- **SOURCE DATA**:
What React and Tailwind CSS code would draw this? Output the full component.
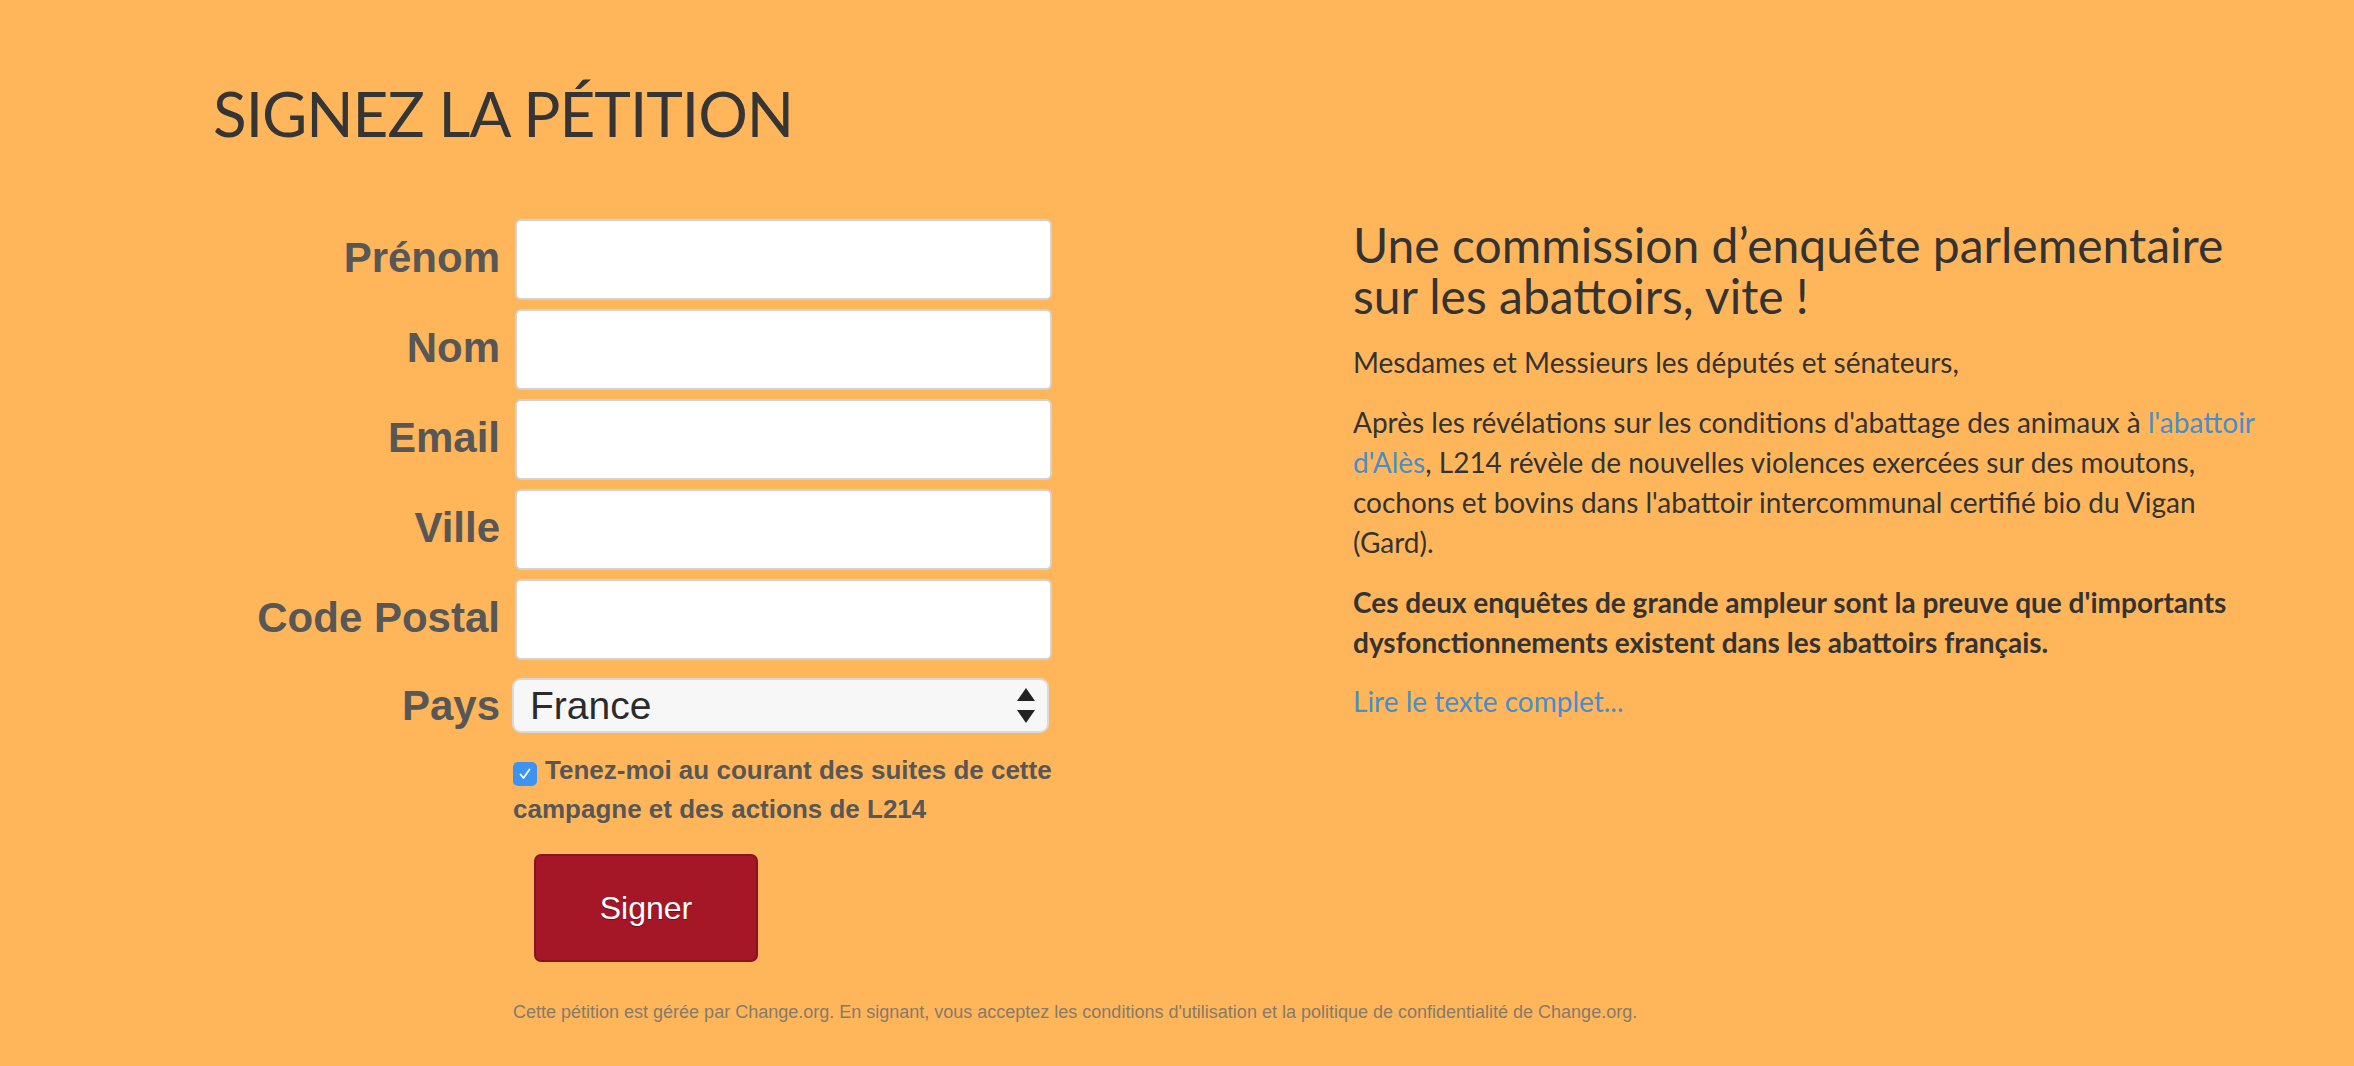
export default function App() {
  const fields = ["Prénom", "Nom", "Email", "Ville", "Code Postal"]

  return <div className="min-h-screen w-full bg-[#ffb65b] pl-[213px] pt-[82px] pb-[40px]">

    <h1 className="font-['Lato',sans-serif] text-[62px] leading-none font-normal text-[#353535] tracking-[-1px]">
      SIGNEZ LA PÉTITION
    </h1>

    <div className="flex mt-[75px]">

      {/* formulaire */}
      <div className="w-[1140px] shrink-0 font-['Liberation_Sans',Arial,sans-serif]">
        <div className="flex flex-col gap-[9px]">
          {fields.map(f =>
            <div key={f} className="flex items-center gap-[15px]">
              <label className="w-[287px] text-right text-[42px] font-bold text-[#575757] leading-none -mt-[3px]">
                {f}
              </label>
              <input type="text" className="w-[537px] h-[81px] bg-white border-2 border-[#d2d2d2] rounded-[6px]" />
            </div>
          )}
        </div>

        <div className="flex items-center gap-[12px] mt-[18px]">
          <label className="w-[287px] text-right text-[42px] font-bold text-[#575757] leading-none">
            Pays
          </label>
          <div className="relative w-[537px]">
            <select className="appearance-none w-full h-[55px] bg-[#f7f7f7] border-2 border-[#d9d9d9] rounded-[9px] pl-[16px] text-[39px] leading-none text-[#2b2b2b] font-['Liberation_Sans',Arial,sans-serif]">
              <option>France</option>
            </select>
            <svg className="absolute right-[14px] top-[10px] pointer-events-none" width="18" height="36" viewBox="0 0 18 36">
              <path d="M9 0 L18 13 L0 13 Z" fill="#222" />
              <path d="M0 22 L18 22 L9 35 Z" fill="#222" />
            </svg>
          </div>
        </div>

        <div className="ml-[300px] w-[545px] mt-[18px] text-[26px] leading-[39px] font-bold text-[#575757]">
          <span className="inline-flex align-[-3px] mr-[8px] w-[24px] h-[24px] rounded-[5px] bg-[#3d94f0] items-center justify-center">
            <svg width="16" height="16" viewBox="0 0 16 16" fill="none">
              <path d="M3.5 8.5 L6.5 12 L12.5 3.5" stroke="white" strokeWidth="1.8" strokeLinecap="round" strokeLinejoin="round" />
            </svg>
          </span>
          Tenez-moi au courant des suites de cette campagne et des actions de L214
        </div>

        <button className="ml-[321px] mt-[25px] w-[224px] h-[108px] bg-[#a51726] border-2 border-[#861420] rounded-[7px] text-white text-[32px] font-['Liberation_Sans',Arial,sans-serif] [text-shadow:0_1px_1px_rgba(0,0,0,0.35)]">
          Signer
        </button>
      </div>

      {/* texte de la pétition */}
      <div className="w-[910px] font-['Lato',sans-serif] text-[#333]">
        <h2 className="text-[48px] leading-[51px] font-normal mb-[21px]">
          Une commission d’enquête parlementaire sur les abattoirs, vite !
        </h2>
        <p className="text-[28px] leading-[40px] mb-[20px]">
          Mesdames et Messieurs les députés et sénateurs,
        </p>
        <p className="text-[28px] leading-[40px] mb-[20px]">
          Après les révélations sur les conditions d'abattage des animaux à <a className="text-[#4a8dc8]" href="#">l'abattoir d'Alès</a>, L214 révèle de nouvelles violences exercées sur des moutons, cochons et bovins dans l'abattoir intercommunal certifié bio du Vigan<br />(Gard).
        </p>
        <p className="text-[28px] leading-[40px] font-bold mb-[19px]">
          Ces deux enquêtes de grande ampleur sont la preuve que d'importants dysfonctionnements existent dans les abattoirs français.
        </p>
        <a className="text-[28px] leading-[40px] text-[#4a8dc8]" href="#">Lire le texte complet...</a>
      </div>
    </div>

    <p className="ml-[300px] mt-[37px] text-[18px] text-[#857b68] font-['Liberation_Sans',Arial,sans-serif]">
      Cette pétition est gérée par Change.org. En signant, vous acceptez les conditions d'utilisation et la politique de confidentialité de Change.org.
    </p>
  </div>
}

- **TASK DIRECTIONS**: Report the number of lines that include the string "full"; return nothing but the count.

- **SOLUTION TO THIS TASK**: 3